Task brief:
Only the lines from the start up to and including the line containing "border-t-[#2f2f2f] border-l-[#2f2f2f] border-b-[#d3d3d3]" should be repeated, word for word.

Dataset content:
• • • •

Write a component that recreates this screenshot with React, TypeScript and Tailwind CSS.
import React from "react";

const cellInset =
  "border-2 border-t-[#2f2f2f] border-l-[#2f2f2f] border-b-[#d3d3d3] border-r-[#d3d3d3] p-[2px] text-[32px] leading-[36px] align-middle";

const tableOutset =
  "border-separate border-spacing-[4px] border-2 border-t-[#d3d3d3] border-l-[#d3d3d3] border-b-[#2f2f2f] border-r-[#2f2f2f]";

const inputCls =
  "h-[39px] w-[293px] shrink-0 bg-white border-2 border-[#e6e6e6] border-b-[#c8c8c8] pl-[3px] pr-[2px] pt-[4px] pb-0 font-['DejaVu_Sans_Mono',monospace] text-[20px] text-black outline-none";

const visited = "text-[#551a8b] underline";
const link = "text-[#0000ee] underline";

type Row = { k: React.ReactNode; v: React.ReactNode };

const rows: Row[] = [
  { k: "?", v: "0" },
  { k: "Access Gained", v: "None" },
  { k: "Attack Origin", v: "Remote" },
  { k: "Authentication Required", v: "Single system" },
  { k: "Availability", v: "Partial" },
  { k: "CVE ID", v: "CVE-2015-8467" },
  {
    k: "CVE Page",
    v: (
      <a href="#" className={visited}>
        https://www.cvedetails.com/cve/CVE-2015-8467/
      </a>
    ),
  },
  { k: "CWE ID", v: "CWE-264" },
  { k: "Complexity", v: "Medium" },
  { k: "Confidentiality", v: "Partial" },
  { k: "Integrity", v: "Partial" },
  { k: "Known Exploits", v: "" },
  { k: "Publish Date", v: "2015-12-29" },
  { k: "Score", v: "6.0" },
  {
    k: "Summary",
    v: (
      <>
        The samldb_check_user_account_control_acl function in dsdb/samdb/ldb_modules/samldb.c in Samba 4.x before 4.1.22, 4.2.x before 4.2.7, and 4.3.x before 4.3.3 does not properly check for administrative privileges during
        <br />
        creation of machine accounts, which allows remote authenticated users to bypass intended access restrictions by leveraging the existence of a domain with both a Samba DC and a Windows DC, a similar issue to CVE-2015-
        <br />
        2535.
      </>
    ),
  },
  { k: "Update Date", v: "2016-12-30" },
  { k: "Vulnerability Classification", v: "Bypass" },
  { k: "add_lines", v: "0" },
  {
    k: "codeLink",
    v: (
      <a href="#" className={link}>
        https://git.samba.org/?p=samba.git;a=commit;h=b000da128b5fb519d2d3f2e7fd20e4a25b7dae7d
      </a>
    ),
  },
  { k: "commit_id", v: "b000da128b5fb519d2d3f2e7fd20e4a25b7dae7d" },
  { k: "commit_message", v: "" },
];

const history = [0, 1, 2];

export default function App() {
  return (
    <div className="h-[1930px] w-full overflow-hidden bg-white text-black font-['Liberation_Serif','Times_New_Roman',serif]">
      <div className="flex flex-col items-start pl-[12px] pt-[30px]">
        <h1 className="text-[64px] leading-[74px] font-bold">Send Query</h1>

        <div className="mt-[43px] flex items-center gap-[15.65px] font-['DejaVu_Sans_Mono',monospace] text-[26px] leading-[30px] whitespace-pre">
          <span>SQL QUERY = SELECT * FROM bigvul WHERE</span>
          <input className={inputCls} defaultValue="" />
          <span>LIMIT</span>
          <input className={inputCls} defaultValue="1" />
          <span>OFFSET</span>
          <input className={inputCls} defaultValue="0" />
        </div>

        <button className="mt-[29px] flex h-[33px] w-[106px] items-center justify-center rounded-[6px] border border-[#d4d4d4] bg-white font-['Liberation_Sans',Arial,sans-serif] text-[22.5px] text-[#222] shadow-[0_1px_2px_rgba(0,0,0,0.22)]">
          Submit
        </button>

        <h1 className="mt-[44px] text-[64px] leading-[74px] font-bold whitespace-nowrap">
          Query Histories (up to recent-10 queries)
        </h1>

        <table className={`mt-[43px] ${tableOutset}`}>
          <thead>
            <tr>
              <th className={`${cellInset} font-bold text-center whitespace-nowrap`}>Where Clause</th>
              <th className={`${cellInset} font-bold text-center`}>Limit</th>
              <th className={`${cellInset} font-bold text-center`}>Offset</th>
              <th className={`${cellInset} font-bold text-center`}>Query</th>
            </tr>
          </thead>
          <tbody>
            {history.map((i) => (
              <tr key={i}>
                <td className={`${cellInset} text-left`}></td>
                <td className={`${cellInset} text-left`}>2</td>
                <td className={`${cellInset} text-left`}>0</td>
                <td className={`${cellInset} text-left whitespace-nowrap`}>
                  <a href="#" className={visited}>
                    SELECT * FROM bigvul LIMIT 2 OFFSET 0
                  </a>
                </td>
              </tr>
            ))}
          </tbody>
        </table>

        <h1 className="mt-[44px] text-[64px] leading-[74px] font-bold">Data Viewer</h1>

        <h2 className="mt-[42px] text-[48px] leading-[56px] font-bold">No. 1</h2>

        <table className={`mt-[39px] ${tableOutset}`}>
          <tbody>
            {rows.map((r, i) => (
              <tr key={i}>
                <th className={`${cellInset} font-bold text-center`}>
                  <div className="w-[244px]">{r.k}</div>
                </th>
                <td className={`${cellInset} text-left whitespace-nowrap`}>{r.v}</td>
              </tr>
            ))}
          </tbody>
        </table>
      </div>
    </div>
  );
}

• • • •

Written solution:
Write a component that recreates this screenshot with React, TypeScript and Tailwind CSS.
import React from "react";

const cellInset =
  "border-2 border-t-[#2f2f2f] border-l-[#2f2f2f] border-b-[#d3d3d3] border-r-[#d3d3d3] p-[2px] text-[32px] leading-[36px] align-middle";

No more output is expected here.